More Abortion Clinics Set to Close Following SCOTUS Ruling

The U.S. Supreme Court late Tuesday delivered a major victory to pro life advocates, declining to order an appeals court to block a major part of the Texas abortion law which was approved in the Legislature last summer, 1200 WOAI news reports.

  Bridger Amiri, the lawyer for the Texas Civil Liberties Union, who had urged the high court to intervene, said she wasn’t surprised that the justices refused.

  “Interim emergency relief that we were asking for is a pretty high bar,” she said.

  The particular provision that Planned Parenthood of Texas was challenging would require all abortion clinics to have a doctor on staff who has admitting privileges at a hospital within 30 miles of the clinic.  If that doctor is not on duty, abortions cannot be performed.

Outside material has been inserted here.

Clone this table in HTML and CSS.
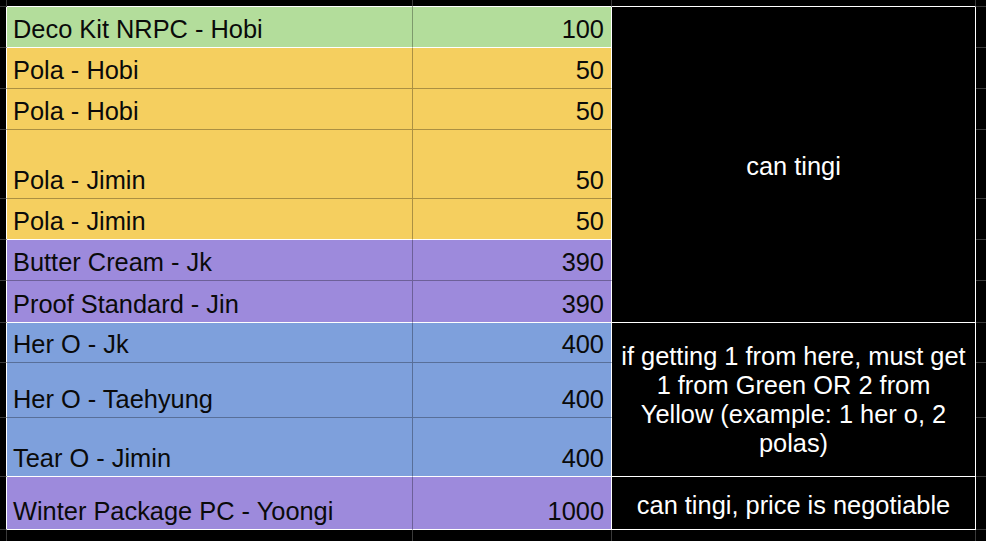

  “Abortion has now become nearly impossible for some in Texas,” said Sarah Wheat of Planned Parenthood.  “It depends on what your ZIP code is, where you live, whether you will have access to safe abortion or whether the Legislature has created enormous hurdles.”

  But pro life groups were spiking the football following the decision.

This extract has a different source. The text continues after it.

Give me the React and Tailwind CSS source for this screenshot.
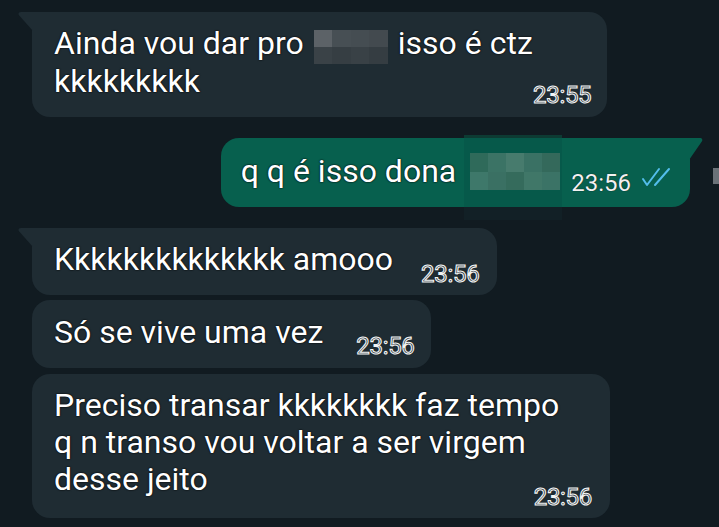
import React from "react";

const IN = "#1f2c33";
const OUT = "#07604e";

function InTail() {
  return (
    <svg className="absolute left-[-14px] top-0" width="15" height="19" viewBox="0 0 15 19">
      <path d="M15 0 H3 C0.6 0 -0.2 2 1.2 3.6 L15 19 Z" fill={IN} />
    </svg>
  );
}

function OutTail() {
  return (
    <svg className="absolute right-[-13px] top-0" width="14" height="22" viewBox="0 0 14 22">
      <path d="M0 0 H11 C13.2 0 14 2 12.8 3.6 L0 22 Z" fill={OUT} />
    </svg>
  );
}

const txt = "text-white [text-shadow:0_0_2px_rgba(0,0,0,0.95),0_0_1px_rgba(0,0,0,0.9)]";

function InTime({ children, className }) {
  return (
    <span
      className={
        "text-[24px] leading-[24px] text-[#2f393f] [-webkit-text-stroke:1.1px_#f2f4f5] [text-shadow:0_0_1px_#000,0_0_1px_#000] tracking-[-0.3px] " +
        className
      }
    >
      {children}
    </span>
  );
}

function Blur1() {
  const cells = ["#5c6267", "#474f54", "#454d52", "#434a4f", "#3a4247", "#363e43", "#394146", "#353d42"];
  return (
    <span className="mx-[10px] inline-grid h-[34px] w-[74px] translate-y-[6px] grid-cols-4 grid-rows-2 align-top">
      {cells.map((c, i) => (
        <span key={i} style={{ backgroundColor: c }} />
      ))}
    </span>
  );
}

function Blur2() {
  const cells = [
    "#2f6a5a", "#3b7365", "#477b6d", "#3a7164", "#34695b",
    "#3e786a", "#3a7063", "#356b5c", "#407768", "#3b7366",
  ];
  return (
    <div className="-mb-[30px] -mt-[17px] ml-[8px] flex w-[98px] flex-col self-stretch bg-[#06594a]">
      <div className="h-[3px] bg-[#0d3b33]" />
      <div className="flex-1 pl-[6px] pt-[15px]">
        <div className="grid h-[37px] w-[90px] grid-cols-5 grid-rows-2">
          {cells.map((c, i) => (
            <span key={i} style={{ backgroundColor: c }} />
          ))}
        </div>
      </div>
      <div className="h-[13px] bg-[#122026]" />
    </div>
  );
}

function Checks() {
  return (
    <svg className="mb-[3px] ml-[10px]" width="32" height="20" viewBox="0 0 32 20" fill="none" stroke="#53bdeb" strokeWidth="2" strokeLinecap="round" strokeLinejoin="round">
      <path d="M2 12 L6 18 L18 2" />
      <path d="M14 18 L28 2" />
    </svg>
  );
}

export default function App() {
  return (
    <div className="flex h-[527px] w-[719px] flex-col overflow-hidden bg-[#111b21] font-[Roboto,sans-serif]">
      {/* Bubble 1 */}
      <div className="relative ml-[32px] mt-[12px] flex w-fit items-end rounded-[18px] rounded-tl-none bg-[#1f2c33] pb-[17px] pl-[22px] pr-[16px] pt-[12px]">
        <InTail />
        <div className={`w-[476px] whitespace-nowrap text-[32px] leading-[38px] ${txt}`}>
          Ainda vou dar pro<Blur1 />isso é ctz
          <br />
          kkkkkkkkk
        </div>
        <InTime className="-mb-[7px] ml-[3px]">23:55</InTime>
      </div>

      {/* Bubble 2 */}
      <div className="mt-[21px] flex items-start justify-end">
        <div className="relative flex items-end rounded-[18px] rounded-tr-none bg-[#07604e] pb-[17px] pl-[20px] pr-[17px] pt-[14px]">
          <OutTail />
          <div className={`whitespace-nowrap text-[32px] leading-[38px] ${txt}`}>q q é isso dona</div>
          <Blur2 />
          <span className="-mb-[5px] ml-[9px] text-[24px] leading-[24px] text-[#f2f2f2] [text-shadow:0_0_1px_#000]">23:56</span>
          <Checks />
        </div>
        <div className="ml-[23px] mt-[30px] h-[16px] w-[6px] bg-[#6b7278]" />
      </div>

      {/* Bubble 3 */}
      <div className="relative ml-[32px] mt-[21px] flex w-fit items-end rounded-[18px] rounded-tl-none bg-[#1f2c33] pb-[17px] pl-[22px] pr-[18px] pt-[12px]">
        <InTail />
        <div className={`whitespace-nowrap text-[32px] leading-[38px] ${txt}`}>Kkkkkkkkkkkkkk amooo</div>
        <InTime className="-mb-[8px] ml-[28px]">23:56</InTime>
      </div>

      {/* Bubble 4 */}
      <div className="ml-[32px] mt-[5px] flex w-fit items-end rounded-[18px] bg-[#1f2c33] pb-[17px] pl-[22px] pr-[16px] pt-[13px]">
        <div className={`whitespace-nowrap text-[32px] leading-[38px] ${txt}`}>Só se vive uma vez</div>
        <InTime className="-mb-[7px] ml-[33px]">23:56</InTime>
      </div>

      {/* Bubble 5 */}
      <div className="ml-[32px] mt-[6px] flex w-[578px] flex-col rounded-[18px] bg-[#1f2c33] pb-[9px] pl-[22px] pr-[18px] pt-[13px]">
        <div className={`whitespace-nowrap text-[32px] leading-[37px] ${txt}`}>
          Preciso transar kkkkkkkk faz tempo
          <br />
          q n transo vou voltar a ser virgem
          <br />
          desse jeito
        </div>
        <InTime className="-mt-[13px] self-end">23:56</InTime>
      </div>
    </div>
  );
}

  “This is good news both for the unborn and for the women of Texas,” said Governor Perry.  “They are both now better protected from shoddy abortion providers operating in dangerous conditions.  As always, Texas will continue doing everything we can to protect the culture of life in our state.”

  Pro choice groups say the ruling, which is expected to be formally implemented today by the Fifth U.S. Circuit Court of Appeals, will force the closing of several more of the roughly 38 abortion clinics still operating in Texas.  Those who will stay open, will not be able to offer abortion services when the primary M.D. is not on duty.

  “It is another great victory for life,” said State Sen. Dan Patrick (R-Houston), who is one of the authors of the bill.

  This is far from the end of the debate.  What was at issue was whether the law could be implemented in the interim, before a federal judge in Austin holds a trial on the merits of the law, which will probably happen in January.

  Patrick said he feels good about the Fifth Circuit.

 “I believe this law will stand,” Patrick said.  “They supported our sonogram bill in 2011.  I think this is a pro life court.”